Entangled Electrons What attribute would help determine in a spaghetti of tangled-entangled electrons, which two are the respective entangled electron pairs, since obviously there is an attribute other than charge or spin which entangles them..
As the charges are separated, a field force is presumably created between them.
There's also the communication of 'spin attributes' between distanced entangled electrons, might this be related to a fluctuation in the lines of force (whether magnetic or dielectric)?
This may be unanswerable, since manipulating instantaneous transmission signals as vibrations in lines of force between entangled electrons would be worthy of a Nobel, and I expect no Nobelists here, just thinkers.. Plus, we may not have measurements of I'm asking about.
 A: You seem to think of entanglement as a property of individual particles. That is not true:
Let $\mathcal{H}$ be the Hilbert space of states of a single particle (electron, photon, whatever, doesn't matter). Then the space of states of two particles is given by the tensor product $\mathcal{H}\otimes\mathcal{H}$, and the space of states of $N$ particles is given by $\bigotimes_{i = 1}^N \mathcal{H}$. A state $\lvert \psi \rangle \in \bigotimes_{i = 1}^N \mathcal{H}$ is called entangled if it cannot be written as the product of individual states, i.e. if there are no $\lvert \psi_i \rangle \in \mathcal{H}$ such that
$$ \lvert \psi \rangle = \lvert \psi_1 \rangle \otimes \dots \otimes \lvert \psi_N \rangle $$
And that's it. This does not tell you anything about the state other than that there are no definite states of the single particles from which the entangled state would arise. In particular, there is no property of the individual particles that would imply entanglement, since entanglement precisely means that there are no well defined individual particle states in an entangled state.
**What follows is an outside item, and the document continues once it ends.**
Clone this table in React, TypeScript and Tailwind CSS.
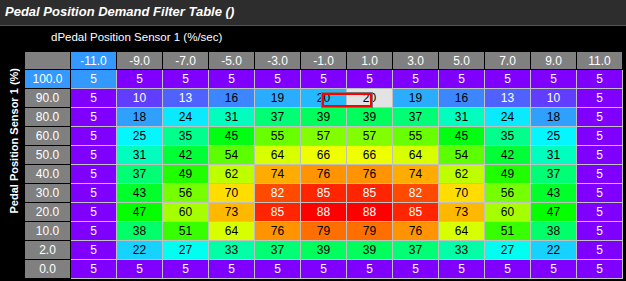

There is also no communication happening in the naive sense. For a two-particle entangled state, $\lvert \psi \rangle = \lvert \psi_1^A \rangle \otimes \lvert \psi_2^A \rangle + \lvert \psi_1^B \rangle \otimes \lvert \psi_2^B \rangle$, a measurement of a single particle simply "collapses" the state into either $\lvert \psi_1^A \rangle \otimes \lvert \psi_2^A \rangle$ or $\lvert \psi_1^B \rangle \otimes \lvert \psi_2^B \rangle$. In a QM interpretation with collapse, this seems to require some sort of communication (though you'd be hard-pressed to even say how that "signal" could ever be transferred), but in non-collapse interpretations (e.g. Many Worlds), there is no need for communication in the naive sense, since the state simply evolves happily ever after, and we are now just also entangled with it. 
But whatever interpretation you may or may not adhere to, there is nothing in the math requiring anything like an actual signal of any kind to be sent through the electric field or whatever.